Is polynomial $x^{2n-1}-4nx^{2n-2}-2\binom{2n}{3}x^{2n-4}-\dots-2\binom{2n}{3}x^{2}-4n$ irreducible?

Question

Consider following polynomials: \begin{align} P_n(x)&=x^{2n-1}-\sum_{i=0}^{n-1}2\binom{2n}{2i+1}x^{2i} \end{align} for $n\geq 1$. Can we prove they are irreducible over $\mathbb{Q}$?

So first couple are $$x-4$$ $$ x^3-8x^2-8$$ $$ x^5-12x^4-40x^2-12$$ $$ \dots$$

For small specific values of $n$ we can prove it, for example for $x^3-8x^2-8$ we only need to check for linear factor, specifically for roots $\pm 1,\pm2,\pm4\pm 8$. With Maple I've verified more than first $600$ values of $n$ so far, all appear to be irreducible (using the irreduc function).

However for general $n$ I have no idea how to go about this, the Eisenstein criterion cannot be directly used, so I've tried substitutions like $P_n(x\pm 1)$, but it does not help.

Edit: Just out of curiosity, I have tried to change the polynomial a bit to see when it stops to be irreducible (again for small values of $n$, let's say to $100$) and I found it interesting that you can do quite a lot changes and it still remains irreducible.

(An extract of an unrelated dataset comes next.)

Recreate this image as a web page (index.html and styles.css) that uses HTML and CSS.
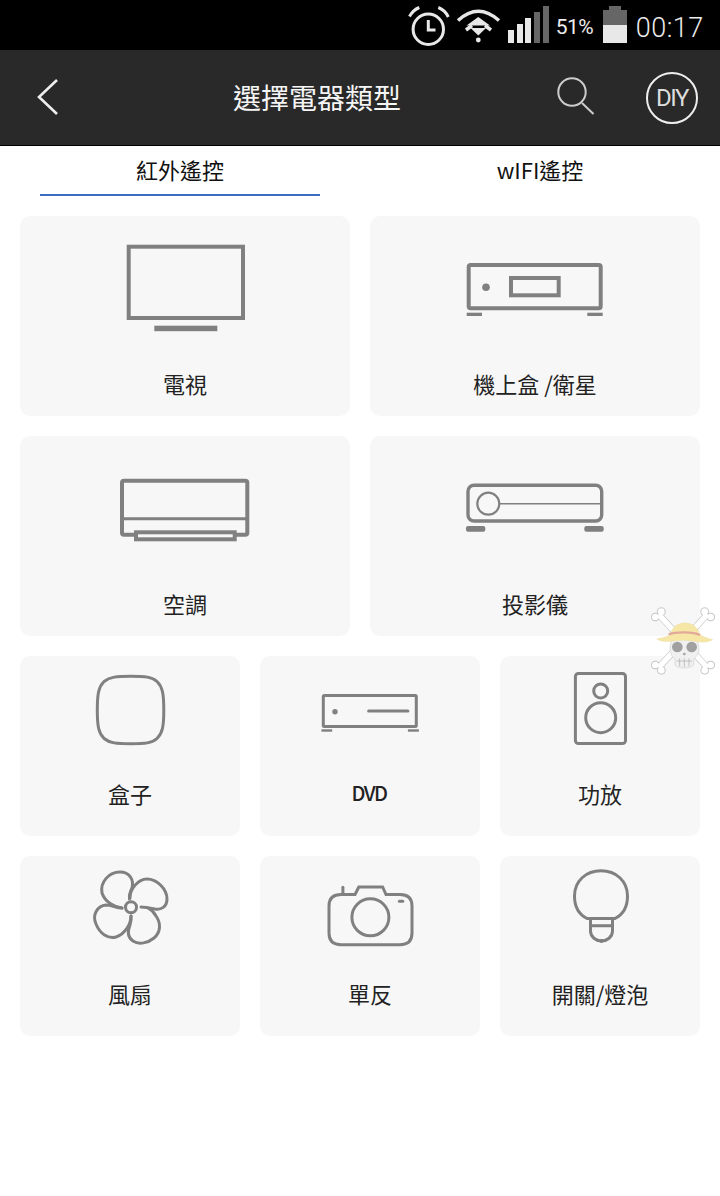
FILE: index.html
```html
<!DOCTYPE html>
<html lang="zh-Hant">
<head>
    <meta charset="UTF-8">
    <meta name="viewport" content="width=device-width, initial-scale=1.0">
    <title>選擇電器類型</title>
    <link rel="stylesheet" href="styles.css">
</head>
<body>
    <div class="status-bar">
        <svg class="status-alarm" width="44" height="50" viewBox="406 0 44 50">
            <circle cx="428.3" cy="29.3" r="15.2"/>
            <path d="M428.3 20V30H435.5"/>
            <path d="M409.5 16.5Q413 10 419.3 7.5M438.3 7.5Q445 10 448.3 17"/>
        </svg>
        <svg class="status-wifi" width="46" height="50" viewBox="456 0 46 50">
            <path class="wifi-arc" d="M458 20.5Q478.3 2 499 20.5"/>
            <path class="wifi-arc" d="M466 30Q470 27 472 25.5M491 30Q487 27 485 25.5"/>
            <path class="wifi-fill" d="M478.3 17L490 25.5H466.5ZM470.5 28H486L478.3 35.5Z"/>
            <circle class="wifi-fill" cx="478.3" cy="40" r="2.4"/>
        </svg>
        <div class="signal">
            <span class="signal-bar bar-1"></span>
            <span class="signal-bar bar-2"></span>
            <span class="signal-bar bar-3"></span>
            <span class="signal-bar bar-4 dim"></span>
            <span class="signal-bar bar-5 dim"></span>
        </div>
        <span class="status-percent">51%</span>
        <div class="battery">
            <span class="battery-nib"></span>
            <span class="battery-body"></span>
        </div>
        <span class="status-time">00:17</span>
    </div>

    <header class="app-bar">
        <svg class="back-icon" width="24" height="40" viewBox="0 0 24 40">
            <path d="M20 2L2 19L20 36"/>
        </svg>
        <h1 class="app-title">選擇電器類型</h1>
        <svg class="search-icon" width="40" height="40" viewBox="0 0 40 40">
            <circle cx="16" cy="15" r="13.7"/>
            <path d="M26 26L37.5 37"/>
        </svg>
        <div class="diy-btn">DIY</div>
    </header>

    <nav class="tabs">
        <div class="tab active">紅外遙控</div>
        <div class="tab">wIFI遙控</div>
    </nav>

    <main class="device-list">
        <div class="device-row">
            <div class="device-card big">
                <svg class="device-icon" viewBox="0 0 330 150">
                    <rect class="thick" x="108.7" y="30.7" width="114.3" height="71.3"/>
                    <rect class="solid" x="134.3" y="109.7" width="63" height="5.5"/>
                </svg>
                <div class="device-name">電視</div>
            </div>
            <div class="device-card big">
                <svg class="device-icon" viewBox="0 0 330 150">
                    <rect class="thick" x="98.7" y="49" width="132" height="43.3" rx="2"/>
                    <rect class="thick" x="141" y="62" width="47.7" height="17.3"/>
                    <circle class="solid" cx="116" cy="71.3" r="3.8"/>
                    <rect class="solid" x="96.7" y="96.7" width="15.3" height="3.3"/>
                    <rect class="solid" x="217.3" y="96.7" width="15.4" height="3.3"/>
                </svg>
                <div class="device-name">機上盒 /衛星</div>
            </div>
        </div>
        <div class="device-row">
            <div class="device-card big">
                <svg class="device-icon" viewBox="0 0 330 150">
                    <rect class="thick" x="102" y="44.7" width="125.3" height="54" rx="2"/>
                    <path class="medium" d="M102 82.7H227"/>
                    <rect class="thick louvre" x="116" y="96.3" width="98.7" height="7"/>
                </svg>
                <div class="device-name">空調</div>
            </div>
            <div class="device-card big">
                <svg class="device-icon" viewBox="0 0 330 150">
                    <rect class="strong" x="98" y="49.3" width="133.7" height="35.7" rx="6"/>
                    <circle class="ring" cx="118.3" cy="67.7" r="11"/>
                    <path class="hairline" d="M129.5 67.7H232"/>
                    <rect class="solid" x="96" y="90" width="19.3" height="5.7" rx="2"/>
                    <rect class="solid" x="214.3" y="90" width="19.4" height="5.7" rx="2"/>
                </svg>
                <div class="device-name">投影儀</div>
            </div>
        </div>
        <div class="device-row">
            <div class="device-card small">
                <svg class="device-icon" viewBox="0 0 220 120">
                    <path class="medium" d="M110.8 20.3C125 20.3 132 20.8 137 25.5C142.6 30.8 143.8 38 143.8 54C143.8 70 142.6 77.2 137 82.5C132 87.2 125 87.7 110.8 87.7C96.6 87.7 89.6 87.2 84.1 82.5C78.5 77.2 77.3 70 77.3 54C77.3 38 78.5 30.8 84.1 25.5C89.6 20.8 96.6 20.3 110.8 20.3Z"/>
                </svg>
                <div class="device-name">盒子</div>
            </div>
            <div class="device-card small">
                <svg class="device-icon" viewBox="0 0 220 120">
                    <rect class="medium" x="63.3" y="39.5" width="93" height="31" rx="1"/>
                    <circle class="solid" cx="75" cy="55.7" r="2.7"/>
                    <path class="medium" d="M108.6 55H147.9"/>
                    <rect class="solid" x="61.4" y="73.3" width="10.8" height="2.4"/>
                    <rect class="solid" x="147.9" y="73.3" width="11" height="2.4"/>
                </svg>
                <div class="device-name latin">DVD</div>
            </div>
            <div class="device-card small narrow">
                <svg class="device-icon" viewBox="0 0 200 120">
                    <rect class="medium" x="75.4" y="17.5" width="50.1" height="70" rx="3"/>
                    <circle class="medium" cx="100.7" cy="35" r="7"/>
                    <circle class="medium" cx="100.7" cy="61.7" r="15"/>
                </svg>
                <div class="device-name">功放</div>
            </div>
        </div>
        <div class="device-row">
            <div class="device-card small">
                <svg class="device-icon" viewBox="0 0 220 120">
                    <circle class="medium" cx="111" cy="51.3" r="5.5"/>
                    <path class="medium" d="M102 52C94 51 85 46 82 37C80 26 89 16 100 16C110 16 114 24 112 32C110 36 109 39 109.5 43"/>
                    <path class="medium" d="M110 42C110 33 118 23 127 23C137 23 147 33 147 43C147 51 141 54 135 53C130 52 125 51 121 51"/>
                    <path class="medium" d="M128 52C132 54 134 56 136 60C141 67 141 76 134 82C128 87 119 89 113 85C107 81 108 74 110 69C111 66 111.5 63 111 60"/>
                    <path class="medium" d="M111 60C111 68 105 78 96 81C88 83 80 78 76 68C72 59 77 50 86 49C92 49 96 52 102 52"/>
                </svg>
                <div class="device-name">風扇</div>
            </div>
            <div class="device-card small">
                <svg class="device-icon" viewBox="0 0 220 120">
                    <path class="medium" d="M95 38.5L98.8 31H122.6L126 38.5H140Q152 38.5 152 50V77Q152 88.7 140 88.7H81Q69 88.7 69 77V50Q69 38.5 81 38.5Z"/>
                    <path class="medium" d="M82.9 31.3V38"/>
                    <circle class="medium" cx="110.4" cy="61.3" r="18.5"/>
                    <rect class="solid" x="137.9" y="43.8" width="6.4" height="3" rx="1.5"/>
                </svg>
                <div class="device-name">單反</div>
            </div>
            <div class="device-card small narrow">
                <svg class="device-icon" viewBox="0 0 200 120">
                    <path class="medium" d="M87 62.5C78 58 74.5 49 74.5 40C74.5 25 86 14.8 101 14.8C116 14.8 127.5 25 127.5 40C127.5 49 124 58 115 62.5Z"/>
                    <path class="medium" d="M90.5 62.5V75C90.5 81 96 85 101.5 85C107 85 112.5 81 112.5 75V62.5M90.5 69.7H112.5"/>
                    <circle class="solid" cx="101.5" cy="85" r="2"/>
                </svg>
                <div class="device-name">開關/燈泡</div>
            </div>
        </div>
    </main>

    <!-- floating straw hat widget -->
    <svg class="skull-widget" width="80" height="90" viewBox="0 0 240 270">
        <g class="bones">
            <path d="M56 58L202 218"/>
            <path d="M202 58L56 218"/>
            <circle cx="46" cy="66" r="12"/><circle cx="64" cy="50" r="12"/>
            <circle cx="212" cy="66" r="12"/><circle cx="194" cy="50" r="12"/>
            <circle cx="46" cy="210" r="12"/><circle cx="64" cy="226" r="12"/>
            <circle cx="212" cy="210" r="12"/><circle cx="194" cy="226" r="12"/>
        </g>
        <g class="bones-fill">
            <path d="M56 58L202 218"/>
            <path d="M202 58L56 218"/>
            <circle cx="46" cy="66" r="10"/><circle cx="64" cy="50" r="10"/>
            <circle cx="212" cy="66" r="10"/><circle cx="194" cy="50" r="10"/>
            <circle cx="46" cy="210" r="10"/><circle cx="64" cy="226" r="10"/>
            <circle cx="212" cy="210" r="10"/><circle cx="194" cy="226" r="10"/>
        </g>
        <path class="skull-head" d="M90 160C90 130 110 118 133 118C156 118 177 130 177 160C177 178 166 188 161 192V210C150 222 116 222 105 210V192C98 188 90 178 90 160Z"/>
        <circle class="skull-eye" cx="112" cy="156" r="16"/>
        <circle class="skull-eye" cx="155" cy="156" r="16"/>
        <circle class="skull-eye" cx="133" cy="177" r="4"/>
        <path class="skull-teeth" d="M110 198H156M119 190V214M133 190V216M147 190V214"/>
        <path class="hat" d="M50 132C70 128 85 125 92 116C96 98 112 84 135 84C158 84 174 98 178 116C186 125 200 128 218 134C190 148 170 138 133 136C100 134 78 148 50 132Z"/>
        <path class="hat-band" d="M86 118C110 110 158 110 180 120"/>
    </svg>
</body>
</html>
```
FILE: styles.css
```css
body {
    font-family: "Noto Sans CJK TC", "Noto Sans", sans-serif;
    background-color: #fff;
    margin: 0;
    padding: 0;
    width: 720px;
    height: 1196px;
    overflow: hidden;
    position: relative;
}

svg {
    display: block;
}

/* status bar */
.status-bar {
    height: 50px;
    background-color: #000;
    color: #ececec;
    display: flex;
    align-items: flex-start;
    padding-left: 406px;
    box-sizing: border-box;
}

.status-alarm {
    fill: none;
    stroke: #e8e8e8;
    stroke-width: 3;
}

.status-wifi {
    margin-left: 6px;
}

.wifi-arc {
    fill: none;
    stroke: #e8e8e8;
    stroke-width: 3.5;
}

.wifi-fill {
    fill: #e8e8e8;
}

.signal {
    display: flex;
    align-items: flex-end;
    gap: 2.7px;
    height: 37px;
    margin: 6px 0 0 6px;
}

.signal-bar {
    width: 6px;
    background-color: #e8e8e8;
}

.signal-bar.dim {
    background-color: #666;
}

.bar-1 { height: 13px; }
.bar-2 { height: 19px; }
.bar-3 { height: 25px; }
.bar-4 { height: 31px; }
.bar-5 { height: 37px; }

.status-percent {
    font-family: "Roboto", sans-serif;
    font-size: 21px;
    line-height: 24px;
    letter-spacing: -0.5px;
    margin: 15px 0 0 7px;
    width: 47px;
}

.battery {
    display: flex;
    flex-direction: column;
    align-items: center;
    width: 24px;
    margin-top: 6px;
}

.battery-nib {
    width: 12px;
    height: 4px;
    background-color: #666;
}

.battery-body {
    width: 24px;
    height: 33px;
    background: linear-gradient(#666 0 15px, #e8e8e8 15px);
}

.status-time {
    font-family: "Roboto", sans-serif;
    font-weight: 300;
    font-size: 27px;
    line-height: 28px;
    letter-spacing: 0.5px;
    margin: 14px 0 0 9px;
}

/* title bar */
.app-bar {
    height: 96px;
    box-sizing: border-box;
    background-color: #292929;
    border-bottom: 1px solid #000;
    display: flex;
    align-items: center;
    color: #f5f5f5;
    padding: 0 22px 0 37px;
}

.back-icon {
    fill: none;
    stroke: #eee;
    stroke-width: 2.6;
}

.app-title {
    font-size: 28px;
    font-weight: 400;
    margin: -2px 0 0 172px;
    line-height: 40px;
}

.search-icon {
    fill: none;
    stroke: #ccc;
    stroke-width: 2;
    margin-left: auto;
    margin-top: -2px;
}

.diy-btn {
    width: 52px;
    height: 52px;
    box-sizing: border-box;
    border: 2.5px solid #eee;
    border-radius: 50%;
    margin-left: 50px;
    display: flex;
    align-items: center;
    justify-content: center;
    font-family: "Roboto", sans-serif;
    font-size: 24px;
    letter-spacing: -1.5px;
    color: #ddd;
}

/* tabs */
.tabs {
    display: flex;
    padding: 0 40px;
    gap: 80px;
}

.tab {
    width: 280px;
    height: 50px;
    box-sizing: border-box;
    text-align: center;
    font-size: 22px;
    line-height: 46px;
    color: #111;
}

.tab.active {
    border-bottom: 2px solid #3b6cbf;
}

/* device cards */
.device-list {
    display: flex;
    flex-direction: column;
    gap: 20px;
    padding: 20px;
}

.device-row {
    display: flex;
    gap: 20px;
}

.device-card {
    background-color: #f7f7f7;
    border-radius: 10px;
}

.device-card.big {
    width: 330px;
    height: 200px;
}

.device-card.small {
    width: 220px;
    height: 180px;
}

.device-card.small.narrow {
    width: 200px;
}

.device-card.big .device-icon {
    height: 150px;
}

.device-card.small .device-icon {
    height: 120px;
}

.device-icon {
    width: 100%;
    fill: none;
    stroke: #808080;
}

.device-icon .thick {
    stroke-width: 4;
}

.device-icon .strong {
    stroke-width: 3.4;
}

.device-icon .ring {
    stroke-width: 2.2;
}

.device-icon .medium {
    stroke-width: 3;
    stroke-linecap: round;
}

.device-icon .hairline {
    stroke-width: 1.5;
}

.device-icon .solid {
    fill: #808080;
    stroke: none;
}

.device-icon .louvre {
    fill: #f7f7f7;
}

.device-name {
    text-align: center;
    font-size: 22px;
    line-height: 34px;
    color: #222;
}

.device-name.latin {
    font-size: 20px;
    font-weight: 500;
    letter-spacing: -1.5px;
    padding-right: 2px;
}

/* floating widget */
.skull-widget {
    position: absolute;
    top: 595px;
    right: 0;
}

.bones {
    fill: #c4c4c4;
    stroke: #c4c4c4;
    stroke-width: 20;
}

.bones circle {
    stroke-width: 2;
}

.bones-fill {
    fill: #fff;
    stroke: #fff;
    stroke-width: 16;
}

.bones-fill circle {
    stroke: none;
}

.skull-head {
    fill: #f0f0f0;
    stroke: #d0d0d0;
    stroke-width: 2;
}

.skull-eye {
    fill: #a0a0a0;
}

.skull-teeth {
    fill: none;
    stroke: #aaa;
    stroke-width: 2;
}

.hat {
    fill: #f6e7a6;
    stroke: #e3d48e;
    stroke-width: 1;
}

.hat-band {
    fill: none;
    stroke: #e2a99a;
    stroke-width: 7;
}
```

For example replacing the multiple of $2$ by other integers, or changing signs of the individual terms in sum, or even replace $2i+1$ in binomial coefficients with $2i$. What is going on?

Answer 1

For odd $n$ the irreducibility of these polynomials follows from a generalization of Eisenstein's criterion known as Newton's polygon applied to the prime $p=2$.

When $n$ is odd the constant term $4n$ is divisible by four but not divisible by eight. Furthermore, Lucas' theorem tells us that all the binomial coefficients $\binom {2n}{2i+1}$ are even, implying that all the other coefficients, save for the leading $1$, are also all divisible by four (and possibly by a higher power of two). These imply that the Newton's polygon consists of a single line segment from $(0,2)$ to $(2n-1,0)$. The slope of this line is $-2/(2n-1)$ implying that the line segment does not pass through any integer points other than its endpoints. By $2$-adic theory this guarantees that $P_n(x)$ is irreducible over the $2$-adic field $\Bbb{Q}_2$ and hence also over the subfield $\Bbb{Q}$.

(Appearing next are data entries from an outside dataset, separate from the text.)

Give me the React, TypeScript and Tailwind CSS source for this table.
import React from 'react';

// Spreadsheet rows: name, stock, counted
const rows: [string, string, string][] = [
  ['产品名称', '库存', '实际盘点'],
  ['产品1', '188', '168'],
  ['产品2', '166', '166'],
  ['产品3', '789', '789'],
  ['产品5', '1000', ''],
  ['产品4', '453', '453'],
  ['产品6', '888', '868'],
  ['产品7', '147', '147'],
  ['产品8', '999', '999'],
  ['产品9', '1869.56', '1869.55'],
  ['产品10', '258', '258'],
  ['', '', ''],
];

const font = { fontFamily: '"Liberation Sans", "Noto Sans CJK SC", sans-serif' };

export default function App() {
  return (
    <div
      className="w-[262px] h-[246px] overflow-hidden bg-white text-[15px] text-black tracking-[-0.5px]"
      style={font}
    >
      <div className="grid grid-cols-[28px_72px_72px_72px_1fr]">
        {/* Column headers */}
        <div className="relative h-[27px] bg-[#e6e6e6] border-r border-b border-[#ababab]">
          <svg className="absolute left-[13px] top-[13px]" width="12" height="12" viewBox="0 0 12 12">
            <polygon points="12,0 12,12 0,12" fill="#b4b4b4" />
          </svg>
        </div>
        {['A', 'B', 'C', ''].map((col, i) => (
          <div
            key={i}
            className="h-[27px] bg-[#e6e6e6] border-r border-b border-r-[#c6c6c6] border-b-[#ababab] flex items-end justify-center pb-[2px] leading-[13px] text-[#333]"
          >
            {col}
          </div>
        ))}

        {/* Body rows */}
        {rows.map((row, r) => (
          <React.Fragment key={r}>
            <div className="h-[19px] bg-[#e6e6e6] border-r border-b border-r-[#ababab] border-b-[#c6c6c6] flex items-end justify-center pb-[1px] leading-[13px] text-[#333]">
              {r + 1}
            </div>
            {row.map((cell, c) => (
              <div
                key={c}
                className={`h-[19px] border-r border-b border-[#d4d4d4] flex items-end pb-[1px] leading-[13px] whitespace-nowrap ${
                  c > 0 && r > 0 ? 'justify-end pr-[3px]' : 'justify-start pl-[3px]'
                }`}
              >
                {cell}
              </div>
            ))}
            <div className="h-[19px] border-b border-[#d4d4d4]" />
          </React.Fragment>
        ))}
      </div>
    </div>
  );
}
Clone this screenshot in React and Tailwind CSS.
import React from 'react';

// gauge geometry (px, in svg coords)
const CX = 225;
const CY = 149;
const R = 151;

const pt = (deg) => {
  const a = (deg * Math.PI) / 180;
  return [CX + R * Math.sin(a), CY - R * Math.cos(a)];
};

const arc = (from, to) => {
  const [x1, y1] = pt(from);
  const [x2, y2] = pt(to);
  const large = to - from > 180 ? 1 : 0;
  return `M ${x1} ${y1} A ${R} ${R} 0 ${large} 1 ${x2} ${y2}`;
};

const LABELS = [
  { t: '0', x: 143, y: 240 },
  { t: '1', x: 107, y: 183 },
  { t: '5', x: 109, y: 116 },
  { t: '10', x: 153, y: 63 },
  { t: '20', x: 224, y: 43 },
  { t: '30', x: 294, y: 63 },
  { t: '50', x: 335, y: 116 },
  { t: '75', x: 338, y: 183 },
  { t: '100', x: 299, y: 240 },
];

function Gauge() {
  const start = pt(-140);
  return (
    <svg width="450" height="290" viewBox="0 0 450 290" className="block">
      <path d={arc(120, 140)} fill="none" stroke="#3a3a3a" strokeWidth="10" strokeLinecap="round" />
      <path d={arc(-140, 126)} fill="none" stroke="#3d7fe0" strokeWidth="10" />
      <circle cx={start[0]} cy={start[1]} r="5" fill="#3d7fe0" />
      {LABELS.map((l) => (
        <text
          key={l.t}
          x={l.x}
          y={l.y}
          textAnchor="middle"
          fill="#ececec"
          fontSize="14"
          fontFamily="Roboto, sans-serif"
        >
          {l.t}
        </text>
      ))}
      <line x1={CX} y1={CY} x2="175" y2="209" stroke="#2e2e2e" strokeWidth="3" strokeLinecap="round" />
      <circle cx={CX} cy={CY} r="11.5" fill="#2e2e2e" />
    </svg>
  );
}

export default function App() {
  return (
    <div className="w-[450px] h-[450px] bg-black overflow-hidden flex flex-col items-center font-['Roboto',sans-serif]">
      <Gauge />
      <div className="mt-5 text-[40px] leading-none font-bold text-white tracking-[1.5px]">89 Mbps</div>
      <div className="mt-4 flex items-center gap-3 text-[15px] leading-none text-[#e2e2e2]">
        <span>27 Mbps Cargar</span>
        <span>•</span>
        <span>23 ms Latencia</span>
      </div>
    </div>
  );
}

The case of an even $n$ is more complicated but it may be possible study the divisibility of the coefficients by powers of two and again settle the claim. For example the Newton's polygon of $$ P_4(x)=x^7-16(x^6+7x^4+7x^2+1) $$ is the line segment from $(0,4)$ to $(7,0)$, has slope $-4/7$, and the same argument goes through.

Answer 2

Based on @JyrkiLahtonen's answer which proves the irreducibility for odd $n$ and suggests path or even $n$, I was able to prove the statement for even $n$'s for which the Newton polygon's method works, although it still leaves infinity of even $n$'s to check (hopefully someone can bring another idea to solve these as well).

The Newton polygons method seems to work for even $n$'s for which $(2n-1,v_2(4n))=1$, so $ n=4,6,10,12,16,18,20,22,\dots $.

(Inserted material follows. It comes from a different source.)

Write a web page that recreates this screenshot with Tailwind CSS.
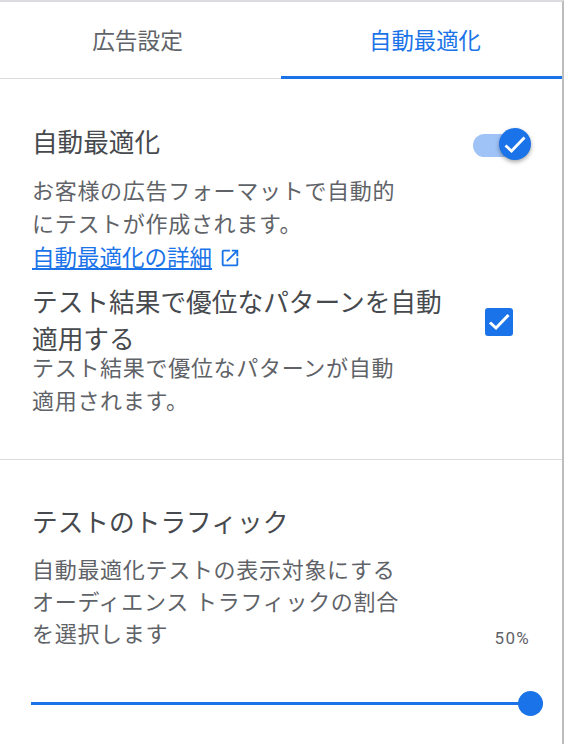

First, we need to show that the Newton's polygon for $P_n(x)$ is indeed a line segment between the end points. For this it is sufficient to show that $v_2(2\binom{2n}{2i+1}) \geq v_2(4n)$ for $i=0,1,\dots,n-1$ (in other words every $y$ coordinate in the Newton polygon will be at least as large as the $y$ coordinate corresponding to the constant coefficient $4n$) . This can be written as $v_2(\binom{2n}{2i+1}) \geq v_2(2n)$. But this follows almost immediately if we notice that $(2i+1)\binom{2n}{2i+1}=2n\binom{2n-1}{2i}$, and so by applying the $v_2$ on both sides (using that $2i+1$ is odd) we get $$ v_2\left(\binom{2n}{2i+1}\right) = v_2\left(2n\binom{2n-1}{2i}\right) \geq v_2(2n). $$

Finally because the constant coefficient is $-4n$ and leading coefficient is $1$, the end points of the Newton polygon are $(0,v_2(4n))$ and $(2n-1,0)$, and so the method will guarantee irreducibility for $(2n-1,v_2(4n))=1$.